While the likes of The Blackstone Group, The Carlyle Group and even Goldman Sachs are all flocking to raise RMB-denominated funds, Fred Hu, former chairman of Greater China at Goldman who left the US bank to set up Primavera Capital Group, said some advantages RMB funds have are “purely artificial, and purely transitory”.
By way of explanation, he pointed to three characteristics he associates with USD-denominated funds: USD funds have a longer history in China’s private equity industry and therefore longer track record; they are mostly managed by more experienced and professional teams; and they have a global connectivity.
Hu said that although RMB funds now enjoy greater advantages in terms of deal execution, he held an “optimistic view” that China would eventually open up and USD funds will still have plenty of opportunity to source deals. He was speaking on a panel during the 10th China Private Equity Summit, organised by the Hong Kong Venture Capital and Private Equity Association.

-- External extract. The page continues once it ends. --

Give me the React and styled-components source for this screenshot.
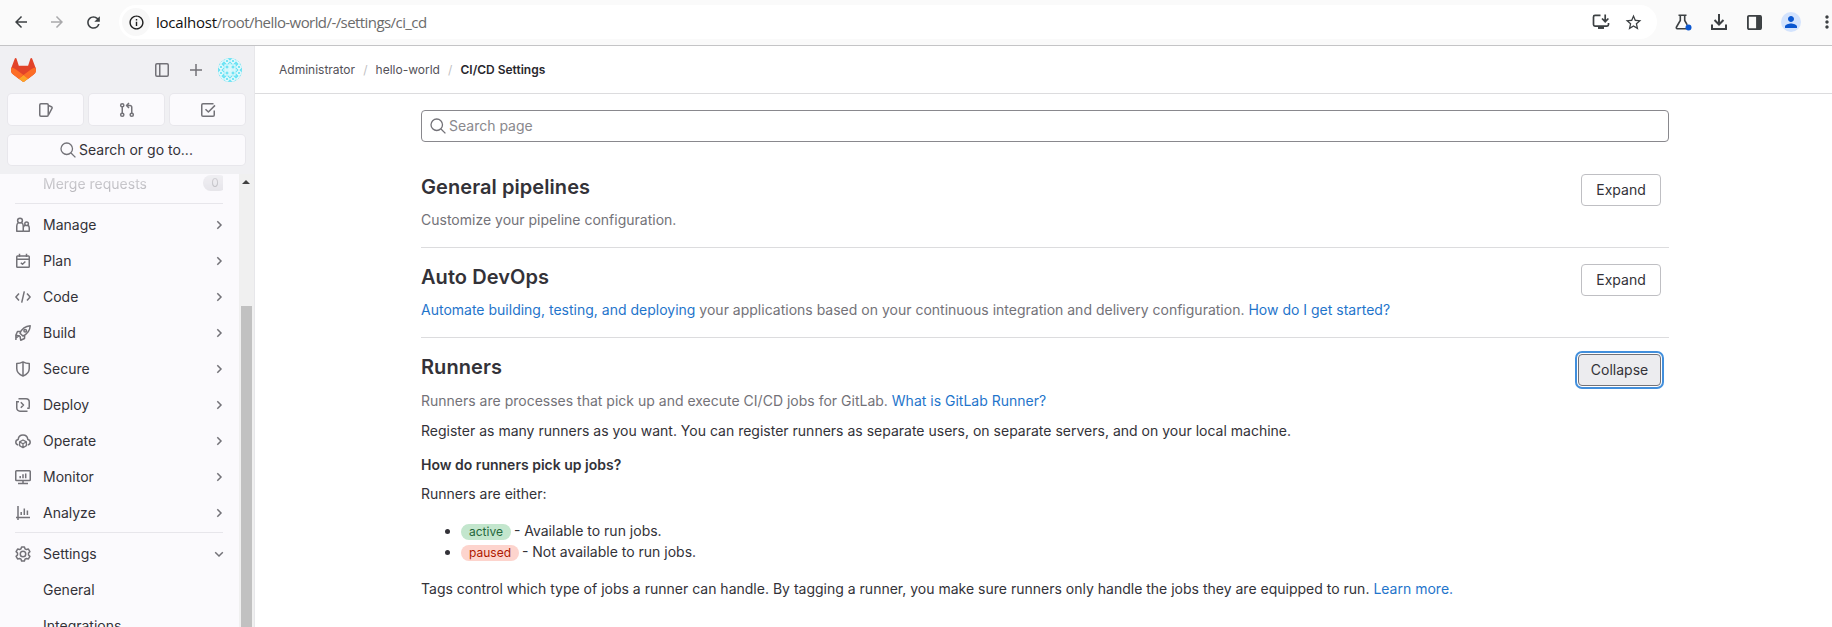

In March, Chinese media suggested Hu had raised more than $2 billion for his firm’s maiden fund, which has a reported target of $10 billion.
RMB vs. USD fundraising was a main theme discussed during the conference; while more traditional USD fund managers are raising RMB funds, local GPs with only RMB funds under their belt are also planning for USD funds. “This is the right direction to go,” said Boris Bong, managing director at fund of funds manager Squadron Capital.
As China's young private equity market lacks an abundance of institutional GPs, Conrad Yan, Hong Kong-based partner at placement agent Campbell Lutyens, said RMB GPs would learn international best practices as they raise USD funds. In addition, the alignment of interest between GPs and LPs would sustain more in the long run in an USD fund structure, he added.